Metric: Cyclomatic complexity

This metric is a bit more tricky to calculate, but essentially boils down to the number of paths that exist through the code. A file with high complexity often includes messy conditional logic and is a good place to start refactoring.

#!/usr/bin/env sh

# approximate cyclomatic complexity of files
# under the current directory
complexity() {
  local file
  local count

  local high=15
  local medium=10

  # look through all files in and
  # below this directory recursively
  for file in `find . -type f`
  do
    # count the number of
    # if statements plus one
    count=`cat $file | grep 'if ' | wc -l`
    count=$(($count + 1))

    set_output_color $count $medium $high

    echo `basename $file` $count $line_output
  done
}

Although this is a very crude approximation of cyclomatic complexity, I’ve found it to be useful in pointing out files that could use refactoring.

The function is very simple. It iterates over all files below the current directory and counts the number of lines containing an if statement, then adds one to that number, since there is always one path through your code before any conditionals are added. A more complete and accurate tool would add weight to nested if statements and would include iterators / for loops in the count.

The thresholds were chosen based on complexity values discussed in the wikipedia article about cyclomatic complexity.

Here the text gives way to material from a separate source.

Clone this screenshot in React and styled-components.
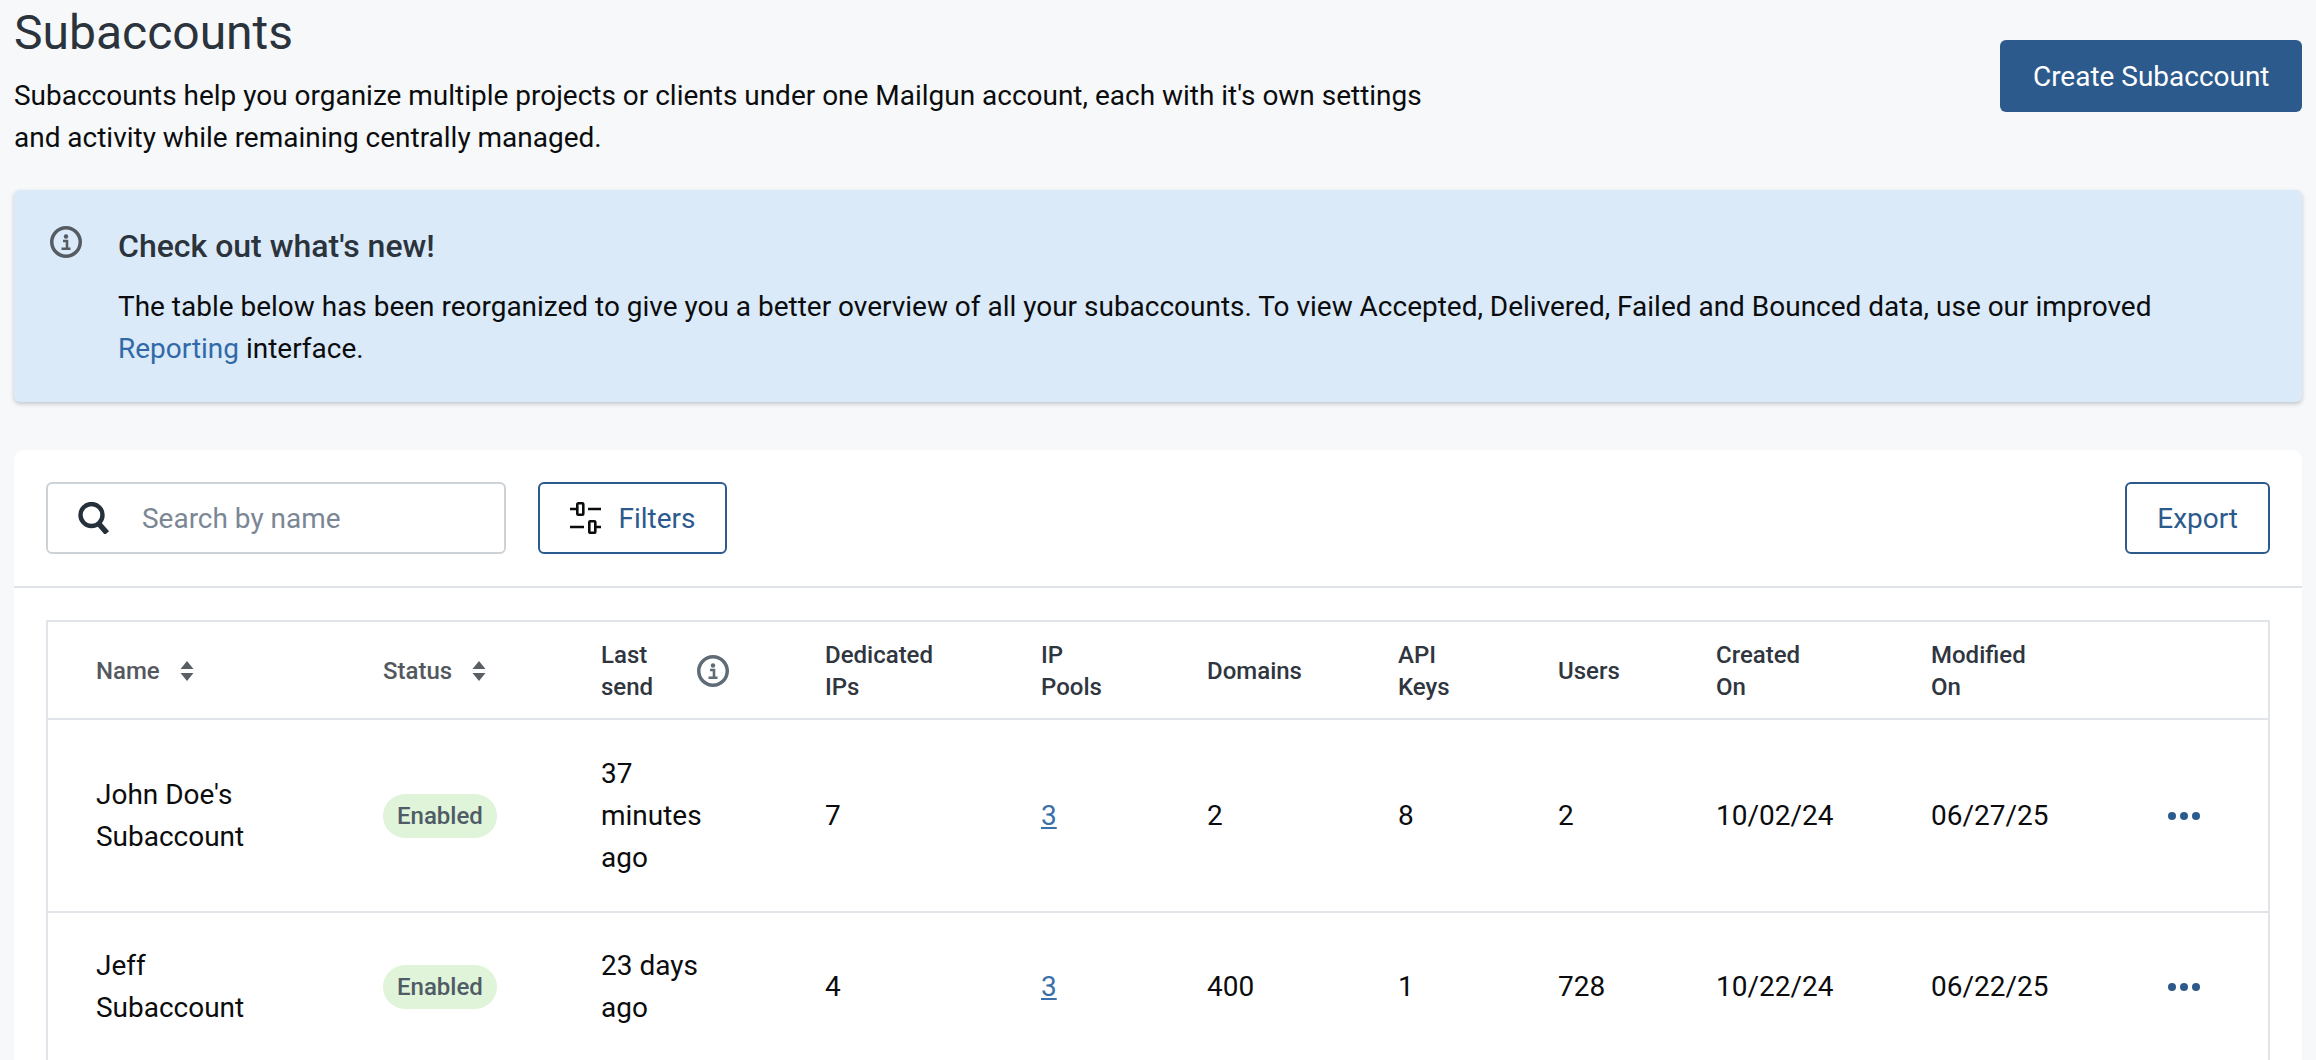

Metric: Lines of code per method

Long methods are hard to follow and should almost always be broken up into smaller methods with clear names that describe what they do.

#!/usr/bin/env ruby

def contains_function?(line)
  !(line =~ /->|=>/).nil?
end

# TODO this doesn't catch functions created like this
# someFn = => "blah" or someFn = (arg) => 'blah'
def function_name(line)
  if index = line.index(":")
    line.slice(0, index).strip!
  end
end

def method_length(line_number, function_start)
  line_number - function_start - 2
end

def report(name, line_number, function_start)
  "#{method_length(line_number, function_start)} lines - #{name}"
end

def function_line_count
  file = ARGV.first

  name = nil
  function_start = 0

  # TODO nested functions will break this
  File.open file, 'r' do |f|
    while line = f.gets
      # if there is a function declaration on this line
      if contains_function?(line) && function_name(line)
        # if we've found a new function then report on the last one
        puts report(name, f.lineno, function_start) if name

        # set where this functions starts and its name
        function_start = f.lineno
        name = function_name(line)
      end
    end

    # add 2 because the blank line at the end of the file
    puts report(name, f.lineno + 2, function_start)
  end
end

# execute the function if we are
# executing the file by itself
if __FILE__ == $0
  function_line_count
end

This last script is written in Ruby because I couldn’t figure out a good way to write it in Bash. It counts the number of lines in each method. This is also the script that cheats the most, relying on a rigid structure to be accurate.

It assumes you’re working with a Backbone class in CoffeeScript, and detects methods based on the presence of -> or =>. After finding one of these identifiers, it stores the name of the function, determining that based on where it finds the : character (again, cheating by assuming an object literal style function declaration). Eg.

method1: ->
  something()

method2: =>
  @another()

Once a function is found, the line number where it starts is stored. The script keeps going through the file until a new function is found. When this happens, the current line number is used against the start line of the previous function to determine the line count. A formatted description of the method is displayed on STDOUT.

What’s next?

My plans for the future are to incorporate this complexity suite into a CI workflow, failing the build if code complexity reaches a certain point. I’ll probably want to modify it to exclude third party code.

Although this test suite is by no means rigorous in a computer science sense, it provides good insight into the quality of my code with minimal effort spent to develop it.